For the Berkshire Winter Million, the ante-post market is newer and less efficient. Bookmakers are still calibrating their prices for a festival that has run only once, and the range of possible runners is wider than for an established race. In 2026, the ante-post market is likely to be shaped by entries from the same trainers who dominated the 2025 renewal — the Skelton yard, the Henderson team, the Irish raiders — but with less certainty about which specific horses will travel. Early prices for the headline chase and the supporting races may offer value simply because the market does not yet have a reliable template for this event. As the festival establishes itself over the next two or three years, the ante-post markets will tighten, and the early-price value will diminish. For now, it is one of the few genuine ante-post edges at Windsor.

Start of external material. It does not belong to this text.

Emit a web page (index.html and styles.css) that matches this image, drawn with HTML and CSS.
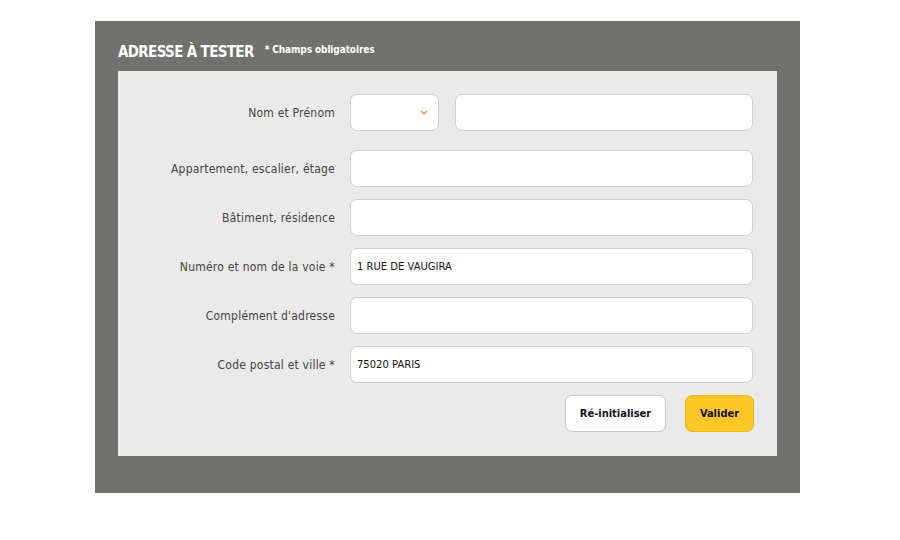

Feature Races Are Where Windsor’s Edge Shows Most
Windsor’s feature races are the fixtures where the course’s personality emerges most clearly. The Winter Hill Stakes is a Group 3 contest with a trainable history and a tactical dimension shaped by the short straight and the figure-of-eight layout. The Berkshire Winter Million is a young festival still finding its form, but already carrying enough prize money and spectator interest to attract serious horses. The summer programme of Listed races and HVDRs fills the gaps with competitive fields and volatile markets that reward the prepared bettor.
The common thread is that Windsor’s feature races are not just about quality — they are about angles. The trainers who target these races do so for specific reasons, the course shapes the way the races are run, and the markets, particularly ante-post, are not yet fully efficient at pricing the course-specific factors. Prize money, prestige and punting angles align at Windsor’s feature meetings in a way that the standard Monday evening card, for all its merits, does not quite match. If you are going to pick your spots at Windsor — and selective betting is always better than blanket coverage — the feature races are the fixtures to prioritise.